**Collected material**
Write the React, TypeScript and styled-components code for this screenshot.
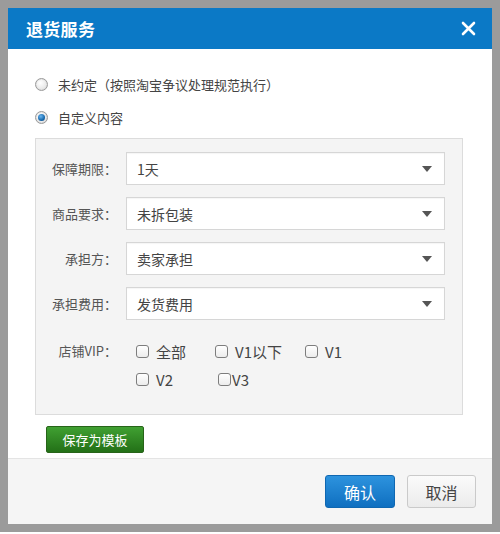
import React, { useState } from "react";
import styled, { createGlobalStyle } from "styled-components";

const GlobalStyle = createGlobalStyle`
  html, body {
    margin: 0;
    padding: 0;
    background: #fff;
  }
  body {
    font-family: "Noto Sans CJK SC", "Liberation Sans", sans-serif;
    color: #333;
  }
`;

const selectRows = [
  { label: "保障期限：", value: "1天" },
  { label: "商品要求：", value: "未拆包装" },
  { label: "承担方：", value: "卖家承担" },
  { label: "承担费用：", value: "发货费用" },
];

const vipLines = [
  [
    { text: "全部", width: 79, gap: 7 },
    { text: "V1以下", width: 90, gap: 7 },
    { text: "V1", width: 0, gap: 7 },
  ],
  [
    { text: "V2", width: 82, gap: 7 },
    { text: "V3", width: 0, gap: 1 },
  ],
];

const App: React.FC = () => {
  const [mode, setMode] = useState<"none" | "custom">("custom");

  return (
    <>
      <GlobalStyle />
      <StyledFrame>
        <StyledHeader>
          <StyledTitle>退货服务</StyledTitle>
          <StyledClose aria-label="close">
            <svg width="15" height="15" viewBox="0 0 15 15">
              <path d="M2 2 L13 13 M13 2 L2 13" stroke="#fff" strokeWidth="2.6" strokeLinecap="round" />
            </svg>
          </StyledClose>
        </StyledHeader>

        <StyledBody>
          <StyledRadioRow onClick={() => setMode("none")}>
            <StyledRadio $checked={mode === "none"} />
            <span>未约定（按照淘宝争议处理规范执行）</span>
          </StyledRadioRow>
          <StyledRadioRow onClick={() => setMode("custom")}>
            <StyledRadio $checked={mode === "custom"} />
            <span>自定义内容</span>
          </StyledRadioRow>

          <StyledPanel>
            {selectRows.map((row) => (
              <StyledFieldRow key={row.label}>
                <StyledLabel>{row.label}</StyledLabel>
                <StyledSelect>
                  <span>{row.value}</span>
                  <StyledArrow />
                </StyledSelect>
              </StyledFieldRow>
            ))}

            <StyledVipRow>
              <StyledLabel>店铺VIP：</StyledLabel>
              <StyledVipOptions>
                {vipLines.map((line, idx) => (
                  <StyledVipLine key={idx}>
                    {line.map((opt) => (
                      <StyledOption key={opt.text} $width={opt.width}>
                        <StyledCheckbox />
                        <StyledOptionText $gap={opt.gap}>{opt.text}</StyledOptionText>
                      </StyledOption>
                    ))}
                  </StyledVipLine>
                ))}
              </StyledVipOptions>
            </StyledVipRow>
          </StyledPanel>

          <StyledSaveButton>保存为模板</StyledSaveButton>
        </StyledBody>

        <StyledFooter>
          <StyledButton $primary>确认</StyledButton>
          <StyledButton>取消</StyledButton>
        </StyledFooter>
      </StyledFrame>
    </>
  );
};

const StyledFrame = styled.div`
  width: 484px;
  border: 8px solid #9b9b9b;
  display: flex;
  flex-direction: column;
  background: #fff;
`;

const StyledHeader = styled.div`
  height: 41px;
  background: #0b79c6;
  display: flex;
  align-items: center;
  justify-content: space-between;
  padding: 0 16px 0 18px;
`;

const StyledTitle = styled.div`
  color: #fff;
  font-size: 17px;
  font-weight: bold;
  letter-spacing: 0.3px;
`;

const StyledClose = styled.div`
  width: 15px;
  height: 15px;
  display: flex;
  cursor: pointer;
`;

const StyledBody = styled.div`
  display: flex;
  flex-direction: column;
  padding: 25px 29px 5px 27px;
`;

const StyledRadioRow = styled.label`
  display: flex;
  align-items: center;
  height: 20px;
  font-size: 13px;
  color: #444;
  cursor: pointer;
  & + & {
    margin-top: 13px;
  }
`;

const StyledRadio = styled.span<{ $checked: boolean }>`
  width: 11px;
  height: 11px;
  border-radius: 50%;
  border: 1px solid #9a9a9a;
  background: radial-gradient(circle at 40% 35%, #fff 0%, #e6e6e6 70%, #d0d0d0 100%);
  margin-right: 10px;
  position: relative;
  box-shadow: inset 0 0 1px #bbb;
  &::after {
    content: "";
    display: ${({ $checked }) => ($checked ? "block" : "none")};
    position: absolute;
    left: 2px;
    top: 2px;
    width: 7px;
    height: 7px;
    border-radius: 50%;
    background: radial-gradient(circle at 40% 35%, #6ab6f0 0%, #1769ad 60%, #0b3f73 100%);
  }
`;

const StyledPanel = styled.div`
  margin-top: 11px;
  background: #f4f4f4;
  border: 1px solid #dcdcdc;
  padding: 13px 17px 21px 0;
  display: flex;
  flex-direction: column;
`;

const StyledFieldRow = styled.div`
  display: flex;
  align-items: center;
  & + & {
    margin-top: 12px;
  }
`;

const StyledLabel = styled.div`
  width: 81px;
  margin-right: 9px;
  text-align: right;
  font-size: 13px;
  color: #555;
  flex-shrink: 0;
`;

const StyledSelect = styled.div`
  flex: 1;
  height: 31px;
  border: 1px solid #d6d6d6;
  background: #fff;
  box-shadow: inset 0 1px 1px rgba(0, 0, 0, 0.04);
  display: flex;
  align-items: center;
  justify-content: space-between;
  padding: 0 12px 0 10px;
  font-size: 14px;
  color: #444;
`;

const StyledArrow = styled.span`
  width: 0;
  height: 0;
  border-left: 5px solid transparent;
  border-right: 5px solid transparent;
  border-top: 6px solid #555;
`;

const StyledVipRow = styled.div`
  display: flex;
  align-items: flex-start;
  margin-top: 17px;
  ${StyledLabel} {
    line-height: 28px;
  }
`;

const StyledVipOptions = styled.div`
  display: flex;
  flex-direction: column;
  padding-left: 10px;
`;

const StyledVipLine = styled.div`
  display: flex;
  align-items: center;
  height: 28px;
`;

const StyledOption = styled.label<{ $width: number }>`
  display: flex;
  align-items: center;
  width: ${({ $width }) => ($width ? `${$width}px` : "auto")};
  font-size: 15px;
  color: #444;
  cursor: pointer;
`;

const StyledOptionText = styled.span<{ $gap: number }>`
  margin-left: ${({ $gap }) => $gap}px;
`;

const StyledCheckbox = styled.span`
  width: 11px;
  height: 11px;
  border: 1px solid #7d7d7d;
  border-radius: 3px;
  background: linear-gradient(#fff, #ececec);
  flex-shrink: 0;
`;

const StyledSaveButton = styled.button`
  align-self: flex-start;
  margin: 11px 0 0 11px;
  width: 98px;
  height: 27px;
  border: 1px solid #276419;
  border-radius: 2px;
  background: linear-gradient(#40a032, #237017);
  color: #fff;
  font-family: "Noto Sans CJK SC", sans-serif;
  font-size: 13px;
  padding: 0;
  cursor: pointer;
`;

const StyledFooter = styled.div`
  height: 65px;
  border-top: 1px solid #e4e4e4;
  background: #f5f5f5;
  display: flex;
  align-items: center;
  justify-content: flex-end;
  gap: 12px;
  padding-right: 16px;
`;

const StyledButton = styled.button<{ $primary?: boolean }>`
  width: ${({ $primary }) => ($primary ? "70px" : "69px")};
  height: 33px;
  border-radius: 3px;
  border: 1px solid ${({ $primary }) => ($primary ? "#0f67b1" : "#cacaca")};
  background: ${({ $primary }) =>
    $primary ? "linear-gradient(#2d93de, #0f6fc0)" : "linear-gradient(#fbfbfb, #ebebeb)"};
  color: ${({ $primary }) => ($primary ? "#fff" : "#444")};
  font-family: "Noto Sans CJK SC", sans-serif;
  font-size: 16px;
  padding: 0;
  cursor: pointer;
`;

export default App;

**Exercise task**
Set down again, exactly, the lines of the material above from its first line to the one with "const [mode, setMode]", inclusive. Leave the pictures out.

**Result of the exercise**
Write the React, TypeScript and styled-components code for this screenshot.
import React, { useState } from "react";
import styled, { createGlobalStyle } from "styled-components";

const GlobalStyle = createGlobalStyle`
  html, body {
    margin: 0;
    padding: 0;
    background: #fff;
  }
  body {
    font-family: "Noto Sans CJK SC", "Liberation Sans", sans-serif;
    color: #333;
  }
`;

const selectRows = [
  { label: "保障期限：", value: "1天" },
  { label: "商品要求：", value: "未拆包装" },
  { label: "承担方：", value: "卖家承担" },
  { label: "承担费用：", value: "发货费用" },
];

const vipLines = [
  [
    { text: "全部", width: 79, gap: 7 },
    { text: "V1以下", width: 90, gap: 7 },
    { text: "V1", width: 0, gap: 7 },
  ],
  [
    { text: "V2", width: 82, gap: 7 },
    { text: "V3", width: 0, gap: 1 },
  ],
];

const App: React.FC = () => {
  const [mode, setMode] = useState<"none" | "custom">("custom");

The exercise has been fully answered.